Women were not allowed travel alone into Pakistan for training and the court was told Mr Damache was to get men to accompany them to get them into the country.
If convicted in the US, he could face up to 45 years in jail, a term his lawyers say would be “a lot more” than could be imposed here.
Mícheál P O’Higgins SC for Damache told the court aspects of US sentencing “are fundamentally flawed”.
Reading from a affidavit of UCD academic Professor Ian O’Donnell, counsel told the court “US sentencing remains guideline centric”.
After the DPP decided in March 2011 not to prosecute him in Ireland, the US sought his extradition in 2012. He has been in custody since, pending the outcome of the extraction matter.
Mr Damache, who has been living in Ireland for more than 10 years, is wanted on charges alleging conspiracy to provide material support to terrorists and attempted identity theft to facilitate an act of international terrorism.
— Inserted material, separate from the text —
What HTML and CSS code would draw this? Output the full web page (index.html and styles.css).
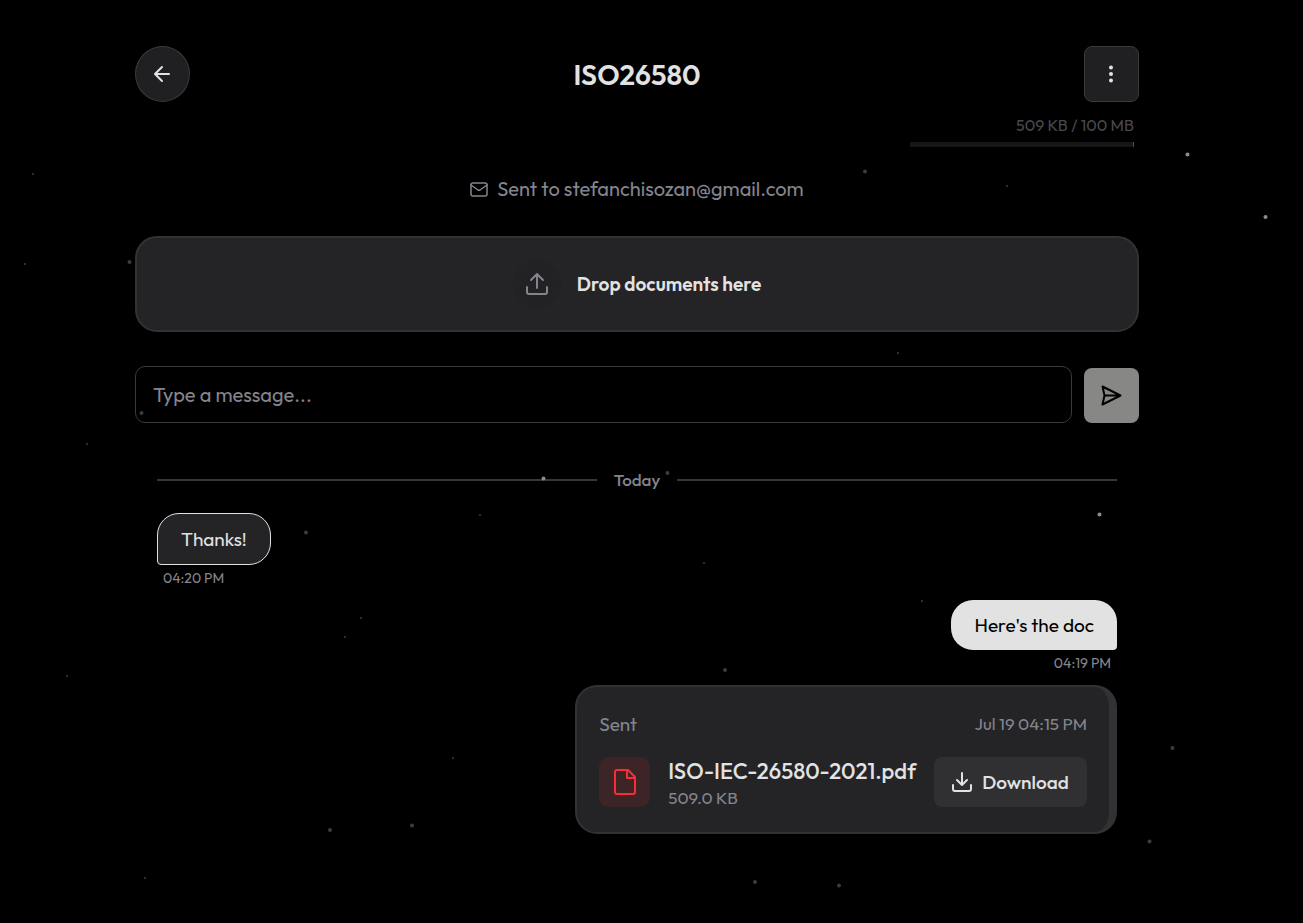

The US alleges Mr Damache conspired with American woman Colleen LaRose, who used the online name Jihad Jane, and others to create a terror cell in Europe.
LaRose was sentenced last January to 10 years in prison after being convicted of planning to murder Swedish cartoonist Lars Vilks, who had depicted the head of the Muslim prophet Mohammad on a dog.
Mr Damache was remanded in continuing custody and the case continues tomorrow.